This release supports upgrading from following versions of pglogical:

  • 3.7.9 and higher
  • 3.6.29 and higher
  • 2.4.0 and 2.4.1

pglogical 3.7.15

This is a maintenance release for pglogical 3.7 which includes minor improvements as well as fixes for issues identified previously.

Improvements

  • Add pglogical.max_worker_backoff_delay (BDR-1767) This changes the handling of the backoff delay to exponentially increase from pglogical.min_worker_backoff_delay to pglogical.max_worker_backoff_delay in presence of repeated errors. This reduces log spam and in some cases also prevents unnecessary connection attempts.

Resolved Issues

  • For the view pglogical.subscriptions, ensure the correct value is displayed in the provider_dsn column (BDR-1859)
    Previously the subscriber node's DSN was being displayed.

  • Fix handling of wal_receiver_timeout (BDR-1848)
    The wal_receiver_timeout has not been triggered correctly due to a regression in BDR 3.7 and 4.0.

  • Limit the pglogical.standby_slot_names check when reporting flush position only to physical slots (RT77985, RT78290)
    Otherwise flush progress is not reported in presence of disconnected nodes when using pglogical.standby_slot_names.

  • Confirm LSN of LCR slot progress records when recovering LCR segments (BDR-1264)

  • Fix replication of data types created during bootstrap (BDR-1784)

Upgrades

This release supports upgrading from following versions of pglogical:

  • 3.7.9 and higher
  • 3.6.29 and higher
  • 2.4.0 and 2.4.1

pglogical 3.7.14

This is a maintenance release for pglogical 3.7 which includes minor improvements as well as fixes for issues identified previously.

Improvements

  • Implement buffered read for LCR segment file (BDR-1422)
    This should reduce both I/O operations done by decoding worker as well as the amount of signalling between the decoding worker and wal senders which results in improved performance when decoding worker is used.

Resolved Issues

  • Invalidate output plugin's replication set cache when published replication sets change (BDR-1715)
    This ensures that published replicated sets are always up to date when user changes what should be published on node level.

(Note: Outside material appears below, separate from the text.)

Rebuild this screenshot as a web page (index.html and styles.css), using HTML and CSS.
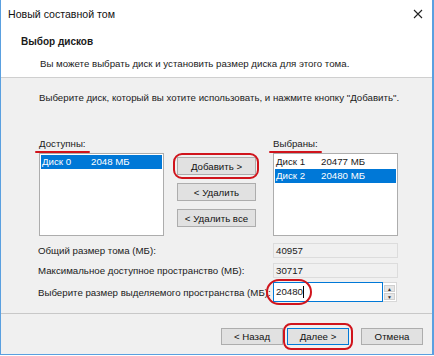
FILE: index.html
```html
<!DOCTYPE html>
<html lang="ru">
<head>
<meta charset="utf-8">
<link rel="stylesheet" href="styles.css">
</head>
<body>
<div class="window">
  <div class="titlebar">
    <span class="title">Новый составной том</span>
    <svg class="close" width="10" height="10" viewBox="0 0 10 10"><path d="M1 1 L9 9 M9 1 L1 9" stroke="#222" stroke-width="1.1" fill="none"/></svg>
  </div>
  <div class="header">
    <div class="h-title">Выбор дисков</div>
    <div class="h-sub">Вы можете выбрать диск и установить размер диска для этого тома.</div>
  </div>
  <div class="content">
    <div class="instr">Выберите диск, который вы хотите использовать, и нажмите кнопку "Добавить".</div>
    <div class="lists">
      <div class="col">
        <div class="lbl marked">Доступны:</div>
        <div class="listbox">
          <div class="item sel"><span class="n">Диск 0</span><span>2048 МБ</span></div>
        </div>
      </div>
      <div class="btncol">
        <button class="btn add">Добавить &gt;</button>
        <button class="btn">&lt; Удалить</button>
        <button class="btn">&lt; Удалить все</button>
      </div>
      <div class="col">
        <div class="lbl marked">Выбраны:</div>
        <div class="listbox">
          <div class="item"><span class="n">Диск 1</span><span>20477 МБ</span></div>
          <div class="item sel"><span class="n">Диск 2</span><span>20480 МБ</span></div>
        </div>
      </div>
    </div>
    <div class="rows">
      <div class="row"><span class="rl">Общий размер тома (МБ):</span><span class="ro">40957</span></div>
      <div class="row"><span class="rl">Максимальное доступное пространство (МБ):</span><span class="ro">30717</span></div>
      <div class="row"><span class="rl">Выберите размер выделяемого пространства (МБ):</span>
        <span class="spin"><span class="inp">20480<span class="caret"></span></span><span class="arrows"><span class="ar">▲</span><span class="ar">▼</span></span><span class="mark-ell"></span></span>
      </div>
    </div>
  </div>
  <div class="footer">
    <button class="btn fb">&lt; Назад</button>
    <button class="btn fb def">Далее &gt;</button>
    <button class="btn fb cancel">Отмена</button>
  </div>
</div>
</body>
</html>
```

FILE: styles.css
```css
* { box-sizing: border-box; }
html, body { margin: 0; padding: 0; background: #fff; }
body { font-family: "Liberation Sans", Arial, sans-serif; font-size: 9.7px; color: #1a1a1a; }
.window {
  width: 434px; height: 355px;
  border-left: 1px solid #5aa0e0; border-right: 2px solid #5aa0e0; border-bottom: 1px solid #5aa0e0;
  background: #f0f0f0;
  display: flex; flex-direction: column;
}
.titlebar {
  height: 28px; background: #fff;
  display: flex; align-items: center; justify-content: space-between;
  padding: 0 9px 0 7px;
}
.title { font-size: 10.6px; color: #111; }
.close { display: block; margin-top: -1px; }
.header {
  height: 50px; background: #fff;
  border-bottom: 1px solid #cfcfcf;
  padding: 7px 0 0 20px;
}
.h-title { font-weight: bold; font-size: 10px; line-height: 13px; }
.h-sub { padding-left: 19px; margin-top: 9px; line-height: 13px; }
.content { height: 236px; padding: 13px 0 0 38px; border-bottom: 1px solid #c8c8c8; }
.instr { line-height: 13px; white-space: nowrap; }
.lists { display: flex; margin-top: 34px; }
.col { width: 125px; display: flex; flex-direction: column; }
.lbl { line-height: 12px; height: 13px; position: relative; align-self: flex-start; }
.marked::after {
  content: ""; position: absolute; left: -4px; right: -4px; bottom: -2px;
  height: 2px; background: #d0141c; border-radius: 1px;
}
.listbox {
  margin-top: 2px; height: 83px; background: #fff; border: 1px solid #adadad;
  padding: 1px;
}
.item { height: 14px; line-height: 14px; display: flex; padding-left: 1px; }
.item.sel { background: #0078d7; color: #fff; }
.item .n { width: 49px; }
.col:last-child .item .n { width: 45px; }
.btncol { width: 79px; margin: 19px 17px 0 13px; display: flex; flex-direction: column; gap: 8px; }
.btn {
  font-family: inherit; font-size: 9.7px; color: #111;
  background: #e1e1e1; border: 1px solid #adadad; height: 18px; padding: 0;
  margin: 0; position: relative;
}
.btn.add::after {
  content: ""; position: absolute; left: -5px; right: -4px; top: -5px; bottom: -5px;
  border: 2px solid #d0141c; border-radius: 9px;
}
.rows { margin-top: 7px; display: flex; flex-direction: column; gap: 5px; }
.row { display: flex; align-items: center; height: 15px; }
.row:last-child { height: 20px; margin-top: -1px; }
.rl { width: 234px; margin-left: -1px; white-space: nowrap; }
.ro {
  width: 125px; height: 15px; line-height: 13px; padding-left: 2px;
  border: 1px solid #dcdcdc; background: #f0f0f0; margin-left: 1px;
}
.spin { position: relative; display: flex; width: 124px; height: 20px; margin-left: 1px; }
.inp {
  width: 110px; height: 20px; border: 1px solid #0078d7; background: #fff;
  line-height: 18px; padding-left: 2px; display: flex; align-items: center;
}
.caret { display: inline-block; width: 1px; height: 12px; background: #000; }
.arrows { width: 14px; display: flex; flex-direction: column; justify-content: center; gap: 1px; background: #fff; border: 1px solid #d8d8d8; border-left: none; padding: 1px; }
.ar { height: 7px; font-size: 5px; line-height: 7px; text-align: center; background: #e6e6e6; color: #333; border: 1px solid #cfcfcf; }
.mark-ell {
  position: absolute; left: -7px; top: -3px; width: 46px; height: 26px;
  border: 2px solid #d0141c; border-radius: 13px;
}
.footer { flex: 1; display: flex; justify-content: flex-end; padding: 14px 9px 0 0; }
.fb { width: 62px; height: 17px; }
.fb.def { border-color: #0078d7; margin-left: 4px; }
.fb.def::after {
  content: ""; position: absolute; left: -5px; right: -5px; top: -6px; bottom: -6px;
  border: 2px solid #d0141c; border-radius: 8px;
}
.fb.cancel { margin-left: 12px; }
```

Before this fix, the old settings would have been applied until downstream has reconnected. This primarily affects BDR in situations where the bdr.alter_node_replication_sets was called on multiple nodes in quick succession.

  • Don't try to retry transaction replication when writer receives SIGTERM or SIGINT
    This would unnecessarily hold back the shutdown of postgres when parallel apply is enabled.

  • Log correct error message during initial schema synchronization error (BDR-1598)
    Previously we'd always log ERROR with message "Success" which is not helpful for troubleshooting.

Upgrades

This release supports upgrading from following versions of pglogical:

  • 3.7.9 and higher
  • 3.6.29 and higher
  • 2.4.0
  • 2.4.1

pglogical 3.7.13

This is a maintenance release for pglogical 3.7 which includes minor improvements as well as fixes for issues identified previously.

Improvements

  • Allow the BDR consensus process to use a (sub) replorigin (BDR-1613)
    For parallel apply, multiple writers could use invididual origins that would be merged, thus act kind of as child origins for a main or parent origin. Extend this mechanism to allow the BDR consensus process to also register an origin participating in the group.

Resolved Issues

  • Fix the replication protocol handling of some strings (RT74123)
    Certain strings like e.g. relation schema, relation name, attribute name, and message prefix were mistakenly changed to not include a terminating NULL character. This led to a protocol incompatibility when interoperating with PGLogical 3.5.3 and older or when WAL messages are used (e.g. due to the use of BDR features CAMO or Eager All Node Replication).

  • Fix segfault when creating a subscription with the RabbitMQ writer plugin (BDR-1482, RT72434)

  • Don't wait on own replication slot when waiting for standby_slot_names (RT74036)
    The walsenders that use slots named in standby_slot_names should not wait for anything, otherwise it might wait forever.

  • Reduce logging when WAL decoder is not available (BDR-1041)
    pgl_xact_fully_decoded() will log a message when it finds that the WAL decoder is not running. WAL decoder may not start for long duration and thus this log line will repeat and increase the log file size. There are other ways to know whether WAL decoder is running. So this line is not required.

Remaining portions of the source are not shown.